== The input ==
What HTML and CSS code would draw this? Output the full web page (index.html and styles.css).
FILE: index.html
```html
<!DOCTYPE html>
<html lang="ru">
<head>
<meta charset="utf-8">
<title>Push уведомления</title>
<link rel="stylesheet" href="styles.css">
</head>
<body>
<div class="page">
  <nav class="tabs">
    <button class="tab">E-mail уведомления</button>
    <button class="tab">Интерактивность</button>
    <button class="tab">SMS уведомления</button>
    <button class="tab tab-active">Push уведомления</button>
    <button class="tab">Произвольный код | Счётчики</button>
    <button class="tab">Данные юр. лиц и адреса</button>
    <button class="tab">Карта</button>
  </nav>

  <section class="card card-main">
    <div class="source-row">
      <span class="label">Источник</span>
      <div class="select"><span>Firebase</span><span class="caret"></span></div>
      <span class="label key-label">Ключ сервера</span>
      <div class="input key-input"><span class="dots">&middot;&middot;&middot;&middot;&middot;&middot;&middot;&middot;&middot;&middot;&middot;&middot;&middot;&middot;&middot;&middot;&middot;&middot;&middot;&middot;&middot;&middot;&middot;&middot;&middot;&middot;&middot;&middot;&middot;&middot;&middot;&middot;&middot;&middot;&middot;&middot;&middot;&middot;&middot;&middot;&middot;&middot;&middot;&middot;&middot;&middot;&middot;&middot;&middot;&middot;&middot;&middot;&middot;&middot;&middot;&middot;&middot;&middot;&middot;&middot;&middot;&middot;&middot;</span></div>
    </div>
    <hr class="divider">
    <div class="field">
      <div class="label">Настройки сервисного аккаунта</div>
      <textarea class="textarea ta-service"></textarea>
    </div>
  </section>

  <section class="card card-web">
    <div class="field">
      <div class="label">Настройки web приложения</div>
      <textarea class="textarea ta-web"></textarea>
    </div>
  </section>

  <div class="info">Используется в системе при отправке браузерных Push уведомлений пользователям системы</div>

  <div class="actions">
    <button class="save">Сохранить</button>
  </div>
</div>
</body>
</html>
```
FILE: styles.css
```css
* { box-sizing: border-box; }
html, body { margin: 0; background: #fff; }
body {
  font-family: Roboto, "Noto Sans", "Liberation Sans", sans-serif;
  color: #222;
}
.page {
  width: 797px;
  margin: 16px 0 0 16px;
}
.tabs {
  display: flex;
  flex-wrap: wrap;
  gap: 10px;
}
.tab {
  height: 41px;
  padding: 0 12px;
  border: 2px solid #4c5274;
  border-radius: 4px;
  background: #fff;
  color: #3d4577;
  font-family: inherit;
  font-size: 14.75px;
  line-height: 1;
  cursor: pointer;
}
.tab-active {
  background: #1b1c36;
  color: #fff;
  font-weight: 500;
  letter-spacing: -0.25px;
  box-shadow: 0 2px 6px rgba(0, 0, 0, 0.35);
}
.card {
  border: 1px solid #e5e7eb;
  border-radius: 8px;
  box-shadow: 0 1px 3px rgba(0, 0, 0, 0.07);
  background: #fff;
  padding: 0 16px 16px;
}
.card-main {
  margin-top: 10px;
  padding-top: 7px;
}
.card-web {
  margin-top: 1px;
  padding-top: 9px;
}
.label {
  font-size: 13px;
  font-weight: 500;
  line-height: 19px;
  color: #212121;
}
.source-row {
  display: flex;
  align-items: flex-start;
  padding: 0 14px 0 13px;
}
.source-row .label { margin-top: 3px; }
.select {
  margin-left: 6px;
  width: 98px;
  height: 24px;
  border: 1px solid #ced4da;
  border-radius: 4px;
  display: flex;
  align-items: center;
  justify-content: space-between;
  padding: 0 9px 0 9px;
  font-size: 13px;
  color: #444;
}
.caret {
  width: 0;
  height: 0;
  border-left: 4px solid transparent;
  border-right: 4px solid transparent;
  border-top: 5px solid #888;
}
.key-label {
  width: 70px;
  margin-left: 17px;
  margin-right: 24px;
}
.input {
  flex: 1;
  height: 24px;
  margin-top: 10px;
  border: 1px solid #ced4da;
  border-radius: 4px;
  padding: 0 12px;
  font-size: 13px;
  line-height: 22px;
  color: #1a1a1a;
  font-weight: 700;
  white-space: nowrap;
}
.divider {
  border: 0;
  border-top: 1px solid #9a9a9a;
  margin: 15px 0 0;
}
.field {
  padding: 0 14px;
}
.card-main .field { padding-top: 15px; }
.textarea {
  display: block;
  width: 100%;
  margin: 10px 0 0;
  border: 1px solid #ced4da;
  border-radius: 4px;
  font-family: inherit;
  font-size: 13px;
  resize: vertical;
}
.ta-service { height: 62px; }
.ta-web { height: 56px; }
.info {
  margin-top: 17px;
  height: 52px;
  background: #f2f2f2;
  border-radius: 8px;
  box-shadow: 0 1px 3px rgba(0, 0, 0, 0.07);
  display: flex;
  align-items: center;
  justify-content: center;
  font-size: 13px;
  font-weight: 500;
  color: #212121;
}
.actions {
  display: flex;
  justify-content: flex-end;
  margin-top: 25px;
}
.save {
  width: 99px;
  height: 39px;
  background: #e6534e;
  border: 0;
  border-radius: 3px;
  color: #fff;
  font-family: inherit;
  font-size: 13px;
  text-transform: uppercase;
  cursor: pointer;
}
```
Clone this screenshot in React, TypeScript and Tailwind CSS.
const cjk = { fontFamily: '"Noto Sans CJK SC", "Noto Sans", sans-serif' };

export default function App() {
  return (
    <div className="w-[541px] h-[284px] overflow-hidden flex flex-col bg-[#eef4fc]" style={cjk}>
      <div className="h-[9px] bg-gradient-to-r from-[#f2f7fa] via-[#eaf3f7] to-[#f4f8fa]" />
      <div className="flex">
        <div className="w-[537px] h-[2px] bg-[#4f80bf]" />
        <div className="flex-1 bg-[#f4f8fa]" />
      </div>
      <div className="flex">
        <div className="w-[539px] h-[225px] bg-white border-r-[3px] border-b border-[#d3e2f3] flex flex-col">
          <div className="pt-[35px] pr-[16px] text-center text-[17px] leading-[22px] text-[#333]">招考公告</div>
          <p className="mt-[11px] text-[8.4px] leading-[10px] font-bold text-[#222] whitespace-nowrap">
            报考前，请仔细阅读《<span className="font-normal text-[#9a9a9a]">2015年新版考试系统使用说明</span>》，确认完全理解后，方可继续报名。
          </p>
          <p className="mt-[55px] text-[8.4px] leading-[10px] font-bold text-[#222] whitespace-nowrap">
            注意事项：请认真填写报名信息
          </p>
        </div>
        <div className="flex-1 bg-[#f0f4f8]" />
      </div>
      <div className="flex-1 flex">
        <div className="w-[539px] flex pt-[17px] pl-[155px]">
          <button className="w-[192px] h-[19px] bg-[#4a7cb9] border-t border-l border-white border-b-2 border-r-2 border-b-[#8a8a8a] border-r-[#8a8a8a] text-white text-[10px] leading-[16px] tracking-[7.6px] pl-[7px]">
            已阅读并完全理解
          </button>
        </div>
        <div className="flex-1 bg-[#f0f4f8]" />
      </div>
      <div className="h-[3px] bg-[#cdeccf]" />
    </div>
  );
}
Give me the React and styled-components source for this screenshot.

== Instructions for the task ==
Return the listing above in full, character for character.

== Response to the task ==
What HTML and CSS code would draw this? Output the full web page (index.html and styles.css).
FILE: index.html
```html
<!DOCTYPE html>
<html lang="ru">
<head>
<meta charset="utf-8">
<title>Push уведомления</title>
<link rel="stylesheet" href="styles.css">
</head>
<body>
<div class="page">
  <nav class="tabs">
    <button class="tab">E-mail уведомления</button>
    <button class="tab">Интерактивность</button>
    <button class="tab">SMS уведомления</button>
    <button class="tab tab-active">Push уведомления</button>
    <button class="tab">Произвольный код | Счётчики</button>
    <button class="tab">Данные юр. лиц и адреса</button>
    <button class="tab">Карта</button>
  </nav>

  <section class="card card-main">
    <div class="source-row">
      <span class="label">Источник</span>
      <div class="select"><span>Firebase</span><span class="caret"></span></div>
      <span class="label key-label">Ключ сервера</span>
      <div class="input key-input"><span class="dots">&middot;&middot;&middot;&middot;&middot;&middot;&middot;&middot;&middot;&middot;&middot;&middot;&middot;&middot;&middot;&middot;&middot;&middot;&middot;&middot;&middot;&middot;&middot;&middot;&middot;&middot;&middot;&middot;&middot;&middot;&middot;&middot;&middot;&middot;&middot;&middot;&middot;&middot;&middot;&middot;&middot;&middot;&middot;&middot;&middot;&middot;&middot;&middot;&middot;&middot;&middot;&middot;&middot;&middot;&middot;&middot;&middot;&middot;&middot;&middot;&middot;&middot;&middot;</span></div>
    </div>
    <hr class="divider">
    <div class="field">
      <div class="label">Настройки сервисного аккаунта</div>
      <textarea class="textarea ta-service"></textarea>
    </div>
  </section>

  <section class="card card-web">
    <div class="field">
      <div class="label">Настройки web приложения</div>
      <textarea class="textarea ta-web"></textarea>
    </div>
  </section>

  <div class="info">Используется в системе при отправке браузерных Push уведомлений пользователям системы</div>

  <div class="actions">
    <button class="save">Сохранить</button>
  </div>
</div>
</body>
</html>
```
FILE: styles.css
```css
* { box-sizing: border-box; }
html, body { margin: 0; background: #fff; }
body {
  font-family: Roboto, "Noto Sans", "Liberation Sans", sans-serif;
  color: #222;
}
.page {
  width: 797px;
  margin: 16px 0 0 16px;
}
.tabs {
  display: flex;
  flex-wrap: wrap;
  gap: 10px;
}
.tab {
  height: 41px;
  padding: 0 12px;
  border: 2px solid #4c5274;
  border-radius: 4px;
  background: #fff;
  color: #3d4577;
  font-family: inherit;
  font-size: 14.75px;
  line-height: 1;
  cursor: pointer;
}
.tab-active {
  background: #1b1c36;
  color: #fff;
  font-weight: 500;
  letter-spacing: -0.25px;
  box-shadow: 0 2px 6px rgba(0, 0, 0, 0.35);
}
.card {
  border: 1px solid #e5e7eb;
  border-radius: 8px;
  box-shadow: 0 1px 3px rgba(0, 0, 0, 0.07);
  background: #fff;
  padding: 0 16px 16px;
}
.card-main {
  margin-top: 10px;
  padding-top: 7px;
}
.card-web {
  margin-top: 1px;
  padding-top: 9px;
}
.label {
  font-size: 13px;
  font-weight: 500;
  line-height: 19px;
  color: #212121;
}
.source-row {
  display: flex;
  align-items: flex-start;
  padding: 0 14px 0 13px;
}
.source-row .label { margin-top: 3px; }
.select {
  margin-left: 6px;
  width: 98px;
  height: 24px;
  border: 1px solid #ced4da;
  border-radius: 4px;
  display: flex;
  align-items: center;
  justify-content: space-between;
  padding: 0 9px 0 9px;
  font-size: 13px;
  color: #444;
}
.caret {
  width: 0;
  height: 0;
  border-left: 4px solid transparent;
  border-right: 4px solid transparent;
  border-top: 5px solid #888;
}
.key-label {
  width: 70px;
  margin-left: 17px;
  margin-right: 24px;
}
.input {
  flex: 1;
  height: 24px;
  margin-top: 10px;
  border: 1px solid #ced4da;
  border-radius: 4px;
  padding: 0 12px;
  font-size: 13px;
  line-height: 22px;
  color: #1a1a1a;
  font-weight: 700;
  white-space: nowrap;
}
.divider {
  border: 0;
  border-top: 1px solid #9a9a9a;
  margin: 15px 0 0;
}
.field {
  padding: 0 14px;
}
.card-main .field { padding-top: 15px; }
.textarea {
  display: block;
  width: 100%;
  margin: 10px 0 0;
  border: 1px solid #ced4da;
  border-radius: 4px;
  font-family: inherit;
  font-size: 13px;
  resize: vertical;
}
.ta-service { height: 62px; }
.ta-web { height: 56px; }
.info {
  margin-top: 17px;
  height: 52px;
  background: #f2f2f2;
  border-radius: 8px;
  box-shadow: 0 1px 3px rgba(0, 0, 0, 0.07);
  display: flex;
  align-items: center;
  justify-content: center;
  font-size: 13px;
  font-weight: 500;
  color: #212121;
}
.actions {
  display: flex;
  justify-content: flex-end;
  margin-top: 25px;
}
.save {
  width: 99px;
  height: 39px;
  background: #e6534e;
  border: 0;
  border-radius: 3px;
  color: #fff;
  font-family: inherit;
  font-size: 13px;
  text-transform: uppercase;
  cursor: pointer;
}
```
Clone this screenshot in React, TypeScript and Tailwind CSS.
const cjk = { fontFamily: '"Noto Sans CJK SC", "Noto Sans", sans-serif' };

export default function App() {
  return (
    <div className="w-[541px] h-[284px] overflow-hidden flex flex-col bg-[#eef4fc]" style={cjk}>
      <div className="h-[9px] bg-gradient-to-r from-[#f2f7fa] via-[#eaf3f7] to-[#f4f8fa]" />
      <div className="flex">
        <div className="w-[537px] h-[2px] bg-[#4f80bf]" />
        <div className="flex-1 bg-[#f4f8fa]" />
      </div>
      <div className="flex">
        <div className="w-[539px] h-[225px] bg-white border-r-[3px] border-b border-[#d3e2f3] flex flex-col">
          <div className="pt-[35px] pr-[16px] text-center text-[17px] leading-[22px] text-[#333]">招考公告</div>
          <p className="mt-[11px] text-[8.4px] leading-[10px] font-bold text-[#222] whitespace-nowrap">
            报考前，请仔细阅读《<span className="font-normal text-[#9a9a9a]">2015年新版考试系统使用说明</span>》，确认完全理解后，方可继续报名。
          </p>
          <p className="mt-[55px] text-[8.4px] leading-[10px] font-bold text-[#222] whitespace-nowrap">
            注意事项：请认真填写报名信息
          </p>
        </div>
        <div className="flex-1 bg-[#f0f4f8]" />
      </div>
      <div className="flex-1 flex">
        <div className="w-[539px] flex pt-[17px] pl-[155px]">
          <button className="w-[192px] h-[19px] bg-[#4a7cb9] border-t border-l border-white border-b-2 border-r-2 border-b-[#8a8a8a] border-r-[#8a8a8a] text-white text-[10px] leading-[16px] tracking-[7.6px] pl-[7px]">
            已阅读并完全理解
          </button>
        </div>
        <div className="flex-1 bg-[#f0f4f8]" />
      </div>
      <div className="h-[3px] bg-[#cdeccf]" />
    </div>
  );
}
Give me the React and styled-components source for this screenshot.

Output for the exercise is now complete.